I spend my summer overseeing the expansion and rehabilitation of our concrete jungle. It is quite remarkable how much our civilization has accomplished but I’m left with some burning internal conundrums.
I have worked hard over these past several years bettering myself through education and work experience. This has led me down an extremely fruitful path and is multi directional giving myself many options with no dead ends.
I find it somewhat perplexing that the more money and experience I obtain the less work I do. This is not to say the work I do isn’t difficult but it’s in a different way than I’m accustomed too.
I no longer work like a dog running through the bush with decaying swamp matter up to my knees. I’m no longer fighting for every possible overtime hour so I can actually save some money.
Before I go any further I must point out that despite the aforementioned cons I made at the time what I thought was good money. It was certainly better than other prospects at my disposal and I held onto the belief that I would climb the leadership ladder. Even though I didn’t full heartily believe it..
As time progressed I found other work in my field. I made a little bit more money and had some more expectations. While it was not entirely difficult for myself I learned a lot. Maybe my doubts about the ladder were wrong or maybe it’s just an unnatural progression. Either way I didn’t mind as I would of been alright being paid less. After all, pay cheques come and go but experience lasts a lifetime. Besides, I was having fun observing organized chaos on a grandiose scale.
I then made the decision to go back and finish my degree. While extremely difficult, I made a life changing choice. Working experience can be discounted and dismembered but schooling is absolute.
This brings us to this summer. Prospects were high and all my ducks were lined in a row. Employers were chasing me from all directions and I did what any logical person would do. I looked over all the offers and picked the one that I thought would help me the most long term.

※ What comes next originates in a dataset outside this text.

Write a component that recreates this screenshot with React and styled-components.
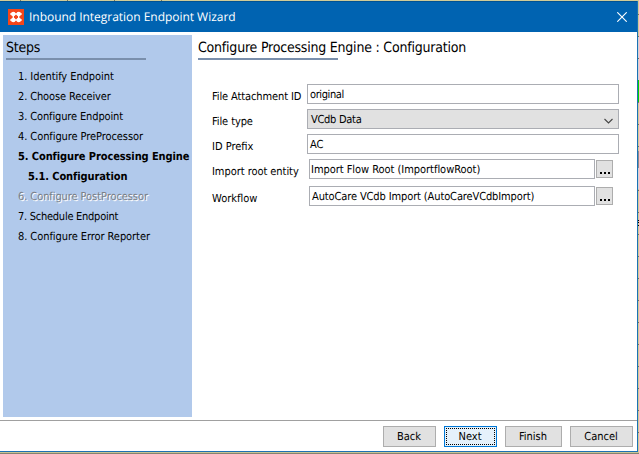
import React from "react";
import styled, { createGlobalStyle, css } from "styled-components";

const GlobalStyle = createGlobalStyle`
  * { box-sizing: border-box; }
  body { margin: 0; overflow: hidden; background: #fff; }
`;

const uiFont = css`
  font-family: "DejaVu Sans Condensed", "DejaVu Sans", sans-serif;
  font-stretch: condensed;
  font-size: 11px;
  line-height: 14px;
  color: #000;
  white-space: pre;
  text-rendering: geometricPrecision;
`;

const Desktop = styled.div`
  ${uiFont}
  width: 639px;
  height: 454px;
  display: grid;
  grid-template-columns: 638px 1px;
  grid-template-rows: 1px 451px 2px;
  background: #d0cb98;
`;

const TopStrip = styled.div`
  grid-column: 1 / -1;
  background:
    linear-gradient(#d0cb98, #d0cb98) 180px 0 / 459px 1px no-repeat,
    repeating-linear-gradient(90deg, #d0cb98 0 20px, #77745a 20px 21px, #d0cb98 21px 47px);
`;

const GridEdge = styled.div`
  background:
    linear-gradient(#00d000, #00d000) 0 79px / 1px 22px no-repeat,
    linear-gradient(#8c8c8c, #8c8c8c) 0 150px / 1px 17px no-repeat,
    linear-gradient(#d4d4d4, #d4d4d4) 0 167px / 1px 21px no-repeat,
    linear-gradient(#d4d4d4, #d4d4d4) 0 36px / 1px 21px no-repeat,
    linear-gradient(#d4d4d4, #d4d4d4) 0 58px / 1px 21px no-repeat,
    linear-gradient(#000, #000) 0 219px / 1px 1px no-repeat,
    linear-gradient(#000, #000) 0 221px / 1px 1px no-repeat,
    linear-gradient(#000, #000) 0 224px / 1px 1px no-repeat,
    repeating-linear-gradient(180deg, #d0cb98 0 13px, #77745a 13px 14px, #d0cb98 14px 22px);
`;

const BottomStrip = styled.div`
  grid-column: 1 / -1;
  background: linear-gradient(#c9c493 50%, #858372 50%);
`;

const Window = styled.div`
  display: flex;
  flex-direction: column;
  background: #fff;
  border-right: 1px solid #1c71b6;
  border-bottom: 1px solid #1c71b6;
`;

const TitleBar = styled.header`
  height: 31px;
  flex: none;
  display: flex;
  align-items: center;
  padding: 0 10px 1px 8px;
  background: #0063b1;
  border-top: 1px solid #005294;
`;

const TitleText = styled.h1`
  flex: 1;
  margin: 1px 0 0 5px;
  font: 400 12px/16px "Open Sans", "Noto Sans", sans-serif;
  letter-spacing: -0.03px;
  color: #fff;
`;

const Icon = styled.svg`
  display: block;
  flex: none;
`;

const Body = styled.main`
  height: 389px;
  flex: none;
  display: flex;
  padding: 3px 0 3px 3px;
  border-bottom: 1px solid #a0a0a0;
`;

const Sidebar = styled.nav`
  width: 189px;
  height: 382px;
  flex: none;
  padding: 3px 0 0 3px;
  background: #b1c9eb;
`;

const Heading = styled.h2`
  margin: 0;
  height: 20px;
  font-size: 14px;
  font-weight: 400;
  line-height: 20px;
  letter-spacing: -0.21px;
`;

const Rule = styled.div`
  width: 140px;
  height: 2px;
  background: #7a8fac;
`;

const StepList = styled.ol`
  list-style: none;
  margin: 7px 0 0;
  padding: 0;
`;

const Step = styled.li`
  height: 20px;
  line-height: 20px;
  padding-left: ${(p) => (p.$nested ? 22 : 12)}px;
  font-weight: ${(p) => (p.$bold ? 700 : 400)};
  letter-spacing: ${(p) => p.$spacing || 0}px;
  ${(p) => p.$disabled && css`
    color: #7b7f87;
    text-shadow: 1px 1px 0 #fff;
  `}
`;

const Panel = styled.section`
  flex: 1;
  padding: 3px 0 0 6px;
`;

const Form = styled.div`
  display: flex;
  flex-direction: column;
  padding: 24px 0 0 14px;
`;

const Row = styled.div`
  display: grid;
  grid-template-columns: 95px auto;
  height: 20px;
  margin-bottom: ${(p) => p.$gap || 5}px;
`;

const Label = styled.label`
  padding-top: 6px;
  letter-spacing: ${(p) => p.$spacing || 0}px;
`;

const Control = styled.div`
  display: flex;
  gap: 1px;
  padding-left: ${(p) => (p.$inset ? 2 : 0)}px;
`;

const Field = styled.div`
  display: flex;
  justify-content: space-between;
  width: ${(p) => p.$width}px;
  height: 20px;
  padding: 3px 5px 0 ${(p) => p.$pad}px;
  border: 1px solid #abadb3;
  background: ${(p) => (p.$select ? "#e1e1e1" : "#fff")};
  letter-spacing: ${(p) => p.$spacing || 0}px;
`;

const Browse = styled.button`
  display: flex;
  align-items: flex-end;
  justify-content: center;
  width: 17px;
  height: 18px;
  margin: 1px 0 0;
  padding: 0 0 3px;
  border: 1px solid #adadad;
  background: #e1e1e1;
`;

const Footer = styled.footer`
  display: flex;
  align-items: flex-start;
  justify-content: flex-end;
  gap: 8px;
  padding: 5px 4px 0 0;
`;

const Button = styled.button`
  ${uiFont}
  width: ${(p) => p.$width}px;
  height: 21px;
  padding: 0 1px 0 0;
  border: 1px solid ${(p) => (p.$focused ? "#0078d7" : "#adadad")};
  background: ${(p) => (p.$focused ? "#e5f1fb" : "#e1e1e1")};
  ${(p) => p.$focused && css`
    outline: 1px dotted #000;
    outline-offset: -3px;
  `}
`;

const steps = [
  { text: "1. Identify Endpoint", spacing: -0.07 },
  { text: "2. Choose Receiver", spacing: -0.13 },
  { text: "3. Configure Endpoint", spacing: -0.13 },
  { text: "4. Configure PreProcessor", spacing: -0.08 },
  { text: "5. Configure Processing Engine", bold: true, spacing: -0.1 },
  { text: "5.1. Configuration", bold: true, nested: true, spacing: -0.1 },
  { text: "6. Configure PostProcessor", disabled: true, spacing: -0.08 },
  { text: "7. Schedule Endpoint", spacing: -0.26 },
  { text: "8. Configure Error Reporter", spacing: -0.07 },
];

const fields = [
  { label: "File Attachment ID", labelSpacing: -0.11, value: "original", width: 312, pad: 2, spacing: -0.4 },
  { label: "File type", labelSpacing: -0.1, value: "VCdb Data", width: 312, pad: 3, select: true, spacing: -0.28 },
  { label: "ID Prefix", labelSpacing: 0, value: "AC", width: 312, pad: 2 },
  { label: "Import root entity", labelSpacing: -0.05, value: "Import Flow Root (ImportflowRoot)", width: 286, pad: 1, browse: true, gap: 7, spacing: -0.04 },
  { label: "Workflow", value: "AutoCare VCdb Import (AutoCareVCdbImport)", width: 286, pad: 2, browse: true, spacing: -0.12 },
];

const buttons = [
  { text: "Back", width: 53 },
  { text: "Next", width: 53, focused: true },
  { text: "Finish", width: 57 },
  { text: "Cancel", width: 63 },
];

function AppLogo() {
  return (
    <Icon width="16" height="16" viewBox="0 0 16 16">
      <rect width="16" height="16" fill="#f4461a" />
      <g fill="#fff">
        <circle cx="5.3" cy="5" r="2.3" />
        <circle cx="10.7" cy="5" r="2.3" />
        <circle cx="5.3" cy="11" r="2.3" />
        <circle cx="10.7" cy="11" r="2.3" />
        <path d="M2.2 4.3h11.6v1.4H2.2zM2.2 10.3h11.6v1.4H2.2zM4.6 5h1.4v6H4.6zM10 5h1.4v6H10z" />
      </g>
    </Icon>
  );
}

export default function App() {
  return (
    <Desktop>
      <GlobalStyle />
      <TopStrip />
      <Window>
        <TitleBar>
          <AppLogo />
          <TitleText>Inbound Integration Endpoint Wizard</TitleText>
          <Icon width="10" height="10" viewBox="0 0 10 10">
            <path d="M0.3 0.3L9.7 9.7M9.7 0.3L0.3 9.7" stroke="#fff" strokeWidth="1.1" />
          </Icon>
        </TitleBar>
        <Body>
          <Sidebar>
            <Heading>Steps</Heading>
            <Rule />
            <StepList>
              {steps.map((s) => (
                <Step key={s.text} $bold={s.bold} $nested={s.nested} $disabled={s.disabled} $spacing={s.spacing}>
                  {s.text}
                </Step>
              ))}
            </StepList>
          </Sidebar>
          <Panel>
            <Heading>Configure Processing Engine : Configuration</Heading>
            <Rule />
            <Form>
              {fields.map((f) => (
                <Row key={f.label} $gap={f.gap}>
                  <Label $spacing={f.labelSpacing}>{f.label}</Label>
                  <Control $inset={f.browse}>
                    <Field $width={f.width} $pad={f.pad} $select={f.select} $spacing={f.spacing}>
                      {f.value}
                      {f.select && (
                        <Icon width="9" height="14" viewBox="0 0 9 14">
                          <path d="M0.5 6L4.5 10L8.5 6" fill="none" stroke="#444" strokeWidth="1.1" />
                        </Icon>
                      )}
                    </Field>
                    {f.browse && (
                      <Browse aria-label="Browse">
                        <Icon width="10" height="2" viewBox="0 0 10 2">
                          <path d="M0 0h2v2H0zM4 0h2v2H4zM8 0h2v2H8z" />
                        </Icon>
                      </Browse>
                    )}
                  </Control>
                </Row>
              ))}
            </Form>
          </Panel>
        </Body>
        <Footer>
          {buttons.map((b) => (
            <Button key={b.text} $width={b.width} $focused={b.focused}>
              {b.text}
            </Button>
          ))}
        </Footer>
      </Window>
      <GridEdge />
      <BottomStrip />
    </Desktop>
  );
}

Unfortunately this almost became the downfall of the person I have been for many years and I reverted back to someone that is on there last legs.
For reasons I am still to this day dumbfounded by I had my perfect professional experience record shattered to what I can only atone to was malicious intent.
As someone who was living off debt and money saved long ago I wasn’t able to stand up and fight for what would of been a long drawn out but highly favorable battle. Lawyers are expensive and I simply couldn’t afford it…
This drew out a darkness that had been dormant for almost a decade. A looming shadow drew over my entire being as I was feeling my dream of finishing my degree had slipped away. If I didn’t work while I could my education would be a pipe dream
I put all my eggs in a single basket which was the one thing to do. There wasn’t a reason for holding on to other employers as they were making summer decisions then and only then. One of the perks of working in an industry with airtight no moonlighting clauses…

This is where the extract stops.